Un texte de loi est donc d’une grande utilité pour éviter que la libéralisation ne soit assimilée à une ouverture sauvage et pernicieuse. Mais le texte de loi ne peut être un facteur de dissuasion que si son mode d’application est précis et maîtrisé. Les pouvoirs publics, en l’occurrence la Direction du commerce extérieur chargée de son suivi, ne peuvent agir que sur la base d’une plainte soumise par une activité : l’initiative revient donc aux professionnels. La plainte doit être représentative, ce qui pose des problèmes. Certaines activités sont bien organisées, elles peuvent déposer une plainte dans un délai raisonnable. Mais quand il s’agit d’une industrie fragmentée, avec des centaines d’opérateurs, le délai est long. La loi devrait réfléchir sur les moyens de faciliter la démarche aux petites et moyennes entreprises. La plainte doit contenir des preuves qu’il y a commerce déloyal et que l’activité nationale subit un préjudice. L’enquête devra démontrer clairement l’existence d’un lien de causalité entre les importations faisant l’objet d’un dumping et le dommage important causé à la branche de production. Cela suppose un temps d’observation. La procédure doit respecter des délais contraignants afin d’instruire la plainte et décider s’il faut prendre des mesures provisoires. Les conditions pour entamer la procédure sont la preuve qu’il y a dumping ou subventions, la preuve qu’il y a préjudice, et la garantie que les mesures compensatoires ne seront pas contraires à l’intérêt général. Or, l’intérêt des producteurs et celui des importateurs est divergent.
L’importateur a intérêt aux importations subventionnées, qui sont à un prix avantageux ; les mesures compensatoires lui font perdre cet avantage, alors que le producteur y gagne. Le nombre d’acteurs qui dépendent des importations s’accroît. Il faut donc se demander si la présomption en faveur des producteurs est toujours pertinente.

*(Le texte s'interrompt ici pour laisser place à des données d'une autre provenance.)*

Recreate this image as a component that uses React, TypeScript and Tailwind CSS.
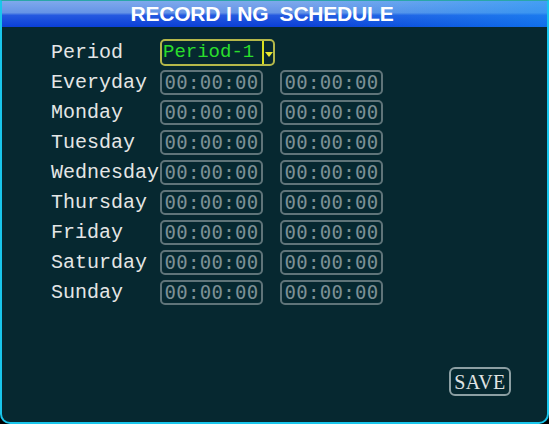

Cette question risque de susciter beaucoup de tensions. Il est certain que les instruments de défense commerciale sont nécessaires même s’ils sont complexes à mettre en œuvre. Ils relèvent d’une réponse : on agit après les faits. Cette action est un second choix. On peut rêver d’une action à la source, grâce à des contacts bilatéraux et des discussions dissuasives ; mais ce n’est pas réaliste.